Wednesday, December 17, 2008

Another Mix of Nationalities



French on the Flentrop
J. Melvin Butler, organ
St. Mark's Cathedral, Seattle, WA; 1965
Loft Records, LRCD-1013

Works by Franck, Tournemire, Messiaen, Clerambault, Daquin, Balbastre and de Grigny.

***

The organ building firm of Flentrop from Zaandam, Holland is one of the organ world's most venerable and important concerns. Founded in 1903 by Hendrik Flentrop, the firm became by mid-century an early specialist in the study and faithful restoration of historic instruments, with a pointed specialty in mechanical action (at a time when few modern builders, at least of large instruments, were employing this mechanism). Holland and Northern Germany had been a hotbed of progressive organ design in the 17th and 18th Centuries, advancement symbiotically reflected in the works of Dieterich Buxtehude and Bach, Georg Böhm and Samuel Scheidt, Johann Pachelbel and many others, and in our own time the Flentrop firm helped lead the way in recognizing the virtues and merits of traditional organ building.

Flentrop popped onto the radar screen in the US after the firm's 1958 installation of an instrument in the Busch-Reisinger Germanic Museum at Harvard University, a commission from Anglo-American organist E. Power Biggs who had caught the period instrument bug during his travels and recordings in Europe.



Widely recorded and featured on radio broadcasts, this instrument was a revelation for organ fans: it was a small instrument and had no orchestral imitation stops, featuring instead traditional indigenous organ sounds. Its design followed the German werkprinzip, a group of principles around which historic organs had been constructed: wind pressures were generally lower than those used in modern times, and pipes were voiced accordingly, often with great care given to how individual ranks blended together. Also, each division of the organ was located in, and its sound focused by, its own discreet case. And of course the instrument featured mechanical action--a physical link between keyboards and the pipe valves; no electricity was involved except to run the blower. And the result was very different from the player's perspective, certainly, but also for the listener: direct and intimate, the sound had a carefully-composed blend and a highly musical intensity that was all its own. It's hard to overstate the role this instrument played in reshaping public tastes in organ sound. Through these early efforts, the organ reestablished its place as an autonomous musical instrument (and not as a one-person "orchestra").

So much for background.
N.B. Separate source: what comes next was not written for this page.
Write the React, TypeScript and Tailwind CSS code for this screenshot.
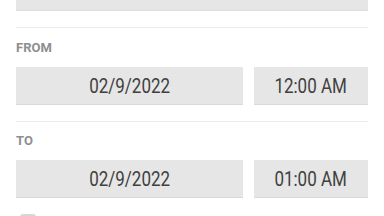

The instrument on our current recording hails from the same shop, not quite a decade after the Harvard instrument was built, when the "neo-baroque" revolution was in full swing. The organ in St. Mark's Cathedral in Seattle was installed in 1965, and bears resemblance to the Harvard instrument on several fronts: it is also formed around werkprinzip ideas; it has similarly plain casework; it employs similarly unburnished facade pipes (as opposed to most organs, which have polished tin facades). And while the instrument is larger--as is the acoustic into which it speaks--it is voiced with the same attention and personality as the smaller Harvard instrument displays.

Biggs played the expected classic repertoire on his Flentrop, but he also stressed that the sound fundamental principles used in its design and construction would do justice to any music. And so in addition to recordings of Sweelinck and Gabrieli and lots of Bach, of course, we also got, for example, the organ sonatas of Paul Hindemith. Everything sounded brilliant: clear and lucid, and with a certain very musical intensity.

What I didn't hear from that Flentrop was anything from late-19th & 20th Century France. That organ lacked the appropriate reeds and any kind of swell box, which made for quite a stretch with this repertoire. But I always wondered what, say, a Franck Choral would sound like on that organ; not authentic, surely, but perhaps compelling just the same. The 1965 St. Mark's Flentrop has no such limitations (especially after a careful 1994 rebuild by Paul Fritts). Here we have the resources for anything in the organ repertoire. And it demonstrates, as Biggs predicted, how far a solid foundation can go in making a persuasive case. In addition to having very French-sounding reeds for solo work and in the Pedal, the voicing is clear and bright, and the mechanical action gives a crisp, immediate response.

J. Melvin Butler is a specialist in French repertoire, and gives a fabulous performance. I confess my heart flutters for the Franck and Tournemire and Messiaen here; I'm less able to connect with the French baroque, which is my own limitation. Doubtless the de Grigny and Balbastre and Daquin and Clerambault are as well-treated in Dr. Butler's hands, but I just find it hard to sink my teeth into them.

The recording, as always from Loft, is brilliant and quite silent. St. Mark's is a pretty cavernous space--well-suited to much of this repertoire--and the recording captures the space very well.

2 comments:

shrimplate said...

You should be teaching this stuff at college level. Thanks again for your informative writing.

(Listening to Buxtehude right now.)

wunelle said...

You're sweet!

Speaking of Buxtehude, I continue to toggle between the fabulous Hans Davidsson discs on that magnificent GOART organ in Sweden, and the Naxos releases by Julia Brown on that intriguing Martin Pasi organ in Omaha. Such a treasure trove of sonic riches!